Heyra and her cousin José, both active members of YES, the Youth Education Society, spent much of Wednesday evening helping our group to understand exactly what life is like for the undocumented and other immigrants in our community, the types of struggles and uncertainty they face on a daily basis. One huge revelation came in the form of the Immigration Board Game, a sort of quasi-Monopoly, focusing not on real estate, but the immigrant experience. (The game and other resources can be downloaded at www.ncchurches.org/immigration-curriculum/.)
You start by choosing an immigrant character and then move that character around the board by rolling a die. The characters, each with their own unique set of circumstances and paths of entry into the US, mainly survive, but also glimpse the occasional possibility of achieving actual citizenship. Each character spends a lot of time living, experiencing life’s major milestones like marriage and childbirth, but also succumbs to the frequent pitfalls experienced by most immigrants, such as being accused of lying on their green card application or becoming the victim of a theft or violence that they don’t dare to report due to their precarious status.
And, if they don’t get sent to a detention center or back to their country of origin, they might, as many immigrants do, simply keep circling the outer loop of undocumented limbo, which most characters in the game do.
Our workshop participants were split into four groups. In my group, none of our characters held the coveted safe position at the center of the board.
Throughout the remainder of our session together Heyra and Jose helped us to understand the options that have been available to help immigrants to maintain a safer status in the U.S., and the recent erosion of those options by the Trump administration.
I had been familiar with the status of DACA and the Dream Act, but I had not been aware of the priority levels enacted during the Obama presidency. The priorities that his administration created assigned different levels to various types of undocumented citizens. The highest priority category grouped undocumented individuals who had committed crimes as well as children who were on their own in the country. They were considered highest priority for deportation. At the lowest priority level were those undocumented individuals who worked and went to school and were simply trying to live normal lives without the advantages of citizenship. These individuals were afforded the opportunity to keep reporting to authorities and showing up at deportation hearings. As long as they complied they could continue to stay.
Now, under Trump, there is longer a system to designate deportation priority levels. Any level of comfort provided to those undocumented citizens raising families and contributing to their communities has been pulled out from underneath them.

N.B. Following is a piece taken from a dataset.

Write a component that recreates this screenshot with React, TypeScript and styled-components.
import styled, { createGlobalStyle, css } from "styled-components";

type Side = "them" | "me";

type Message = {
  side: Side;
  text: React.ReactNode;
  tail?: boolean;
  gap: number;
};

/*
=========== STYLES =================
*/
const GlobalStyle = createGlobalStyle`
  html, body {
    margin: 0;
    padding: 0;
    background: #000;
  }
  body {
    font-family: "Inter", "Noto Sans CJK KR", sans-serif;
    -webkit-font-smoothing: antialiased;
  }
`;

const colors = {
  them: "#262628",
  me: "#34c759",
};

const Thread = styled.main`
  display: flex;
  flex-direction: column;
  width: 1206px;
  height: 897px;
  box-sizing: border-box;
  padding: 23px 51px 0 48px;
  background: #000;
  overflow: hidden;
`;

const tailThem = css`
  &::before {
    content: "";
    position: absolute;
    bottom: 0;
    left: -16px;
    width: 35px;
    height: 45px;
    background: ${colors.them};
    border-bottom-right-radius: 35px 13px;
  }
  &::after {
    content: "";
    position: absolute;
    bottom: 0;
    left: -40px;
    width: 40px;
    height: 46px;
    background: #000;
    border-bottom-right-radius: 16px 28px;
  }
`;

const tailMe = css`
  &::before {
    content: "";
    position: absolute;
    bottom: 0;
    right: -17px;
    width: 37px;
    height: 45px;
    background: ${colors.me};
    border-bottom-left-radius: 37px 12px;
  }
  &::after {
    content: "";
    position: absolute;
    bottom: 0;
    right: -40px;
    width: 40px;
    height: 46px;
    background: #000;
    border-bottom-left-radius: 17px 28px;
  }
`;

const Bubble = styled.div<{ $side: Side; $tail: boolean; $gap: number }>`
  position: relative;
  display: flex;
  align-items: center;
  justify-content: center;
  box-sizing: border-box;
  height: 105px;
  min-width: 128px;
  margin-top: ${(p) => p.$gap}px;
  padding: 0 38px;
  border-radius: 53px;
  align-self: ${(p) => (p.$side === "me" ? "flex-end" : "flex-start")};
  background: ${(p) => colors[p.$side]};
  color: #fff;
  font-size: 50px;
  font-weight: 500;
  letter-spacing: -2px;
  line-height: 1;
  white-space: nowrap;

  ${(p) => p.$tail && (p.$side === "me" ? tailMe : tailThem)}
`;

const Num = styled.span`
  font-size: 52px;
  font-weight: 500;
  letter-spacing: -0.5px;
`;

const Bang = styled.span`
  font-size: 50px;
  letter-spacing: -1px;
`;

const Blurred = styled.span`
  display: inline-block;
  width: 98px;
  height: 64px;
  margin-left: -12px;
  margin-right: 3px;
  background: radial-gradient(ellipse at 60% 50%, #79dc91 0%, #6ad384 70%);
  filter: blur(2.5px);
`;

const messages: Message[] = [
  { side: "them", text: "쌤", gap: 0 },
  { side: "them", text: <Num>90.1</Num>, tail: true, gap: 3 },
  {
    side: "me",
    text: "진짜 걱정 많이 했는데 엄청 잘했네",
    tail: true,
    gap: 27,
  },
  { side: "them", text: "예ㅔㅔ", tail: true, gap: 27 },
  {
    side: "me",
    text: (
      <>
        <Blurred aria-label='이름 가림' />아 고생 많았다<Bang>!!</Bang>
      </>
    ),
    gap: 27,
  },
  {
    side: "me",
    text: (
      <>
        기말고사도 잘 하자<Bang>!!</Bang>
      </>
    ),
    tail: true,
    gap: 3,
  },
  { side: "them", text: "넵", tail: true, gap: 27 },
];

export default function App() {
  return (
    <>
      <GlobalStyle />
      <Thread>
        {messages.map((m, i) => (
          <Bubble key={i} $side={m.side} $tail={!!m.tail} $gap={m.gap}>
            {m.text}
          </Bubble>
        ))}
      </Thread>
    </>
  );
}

Heyra and José inspired me. Heyra calls herself a “realist” and José describes his mindset as “day-to-day.” Yet both were empathetic and enthusiastic workshop leaders. I would have thought they would feel crushed by the weight of all the uncertainty they have to live with. Yet both were hopeful for their communities, not just family and friends, but their entire community here in northern Kentucky and Cincinnati.
At the end of our workshop Heyra and José told us about the ways that they are fighting against the ever-tightening restrictions being imposed on them and other immigrants in northern Kentucky. One key way that non-immigrants can help is to pressure legislators, churches, law enforcement and others in the community who aren’t understanding the need for comprehensive immigration reform. We can put pressure on authorities for shorter-term relief measures as well. For instance, in Cincinnati the police and community have reached an understanding whereby local undocumented immigrants who are stopped or ticketed for violations, will not be reported to ICE if they are carrying a MARCC (Metropolitan Area Religious Coalition of Cincinnati) ID card. We can push for measures such as these to be adopted in northern Kentucky, too. They aren’t a permanent solution, obviously, but they are a step towards keeping undocumented immigrants safe in Northern Kentucky.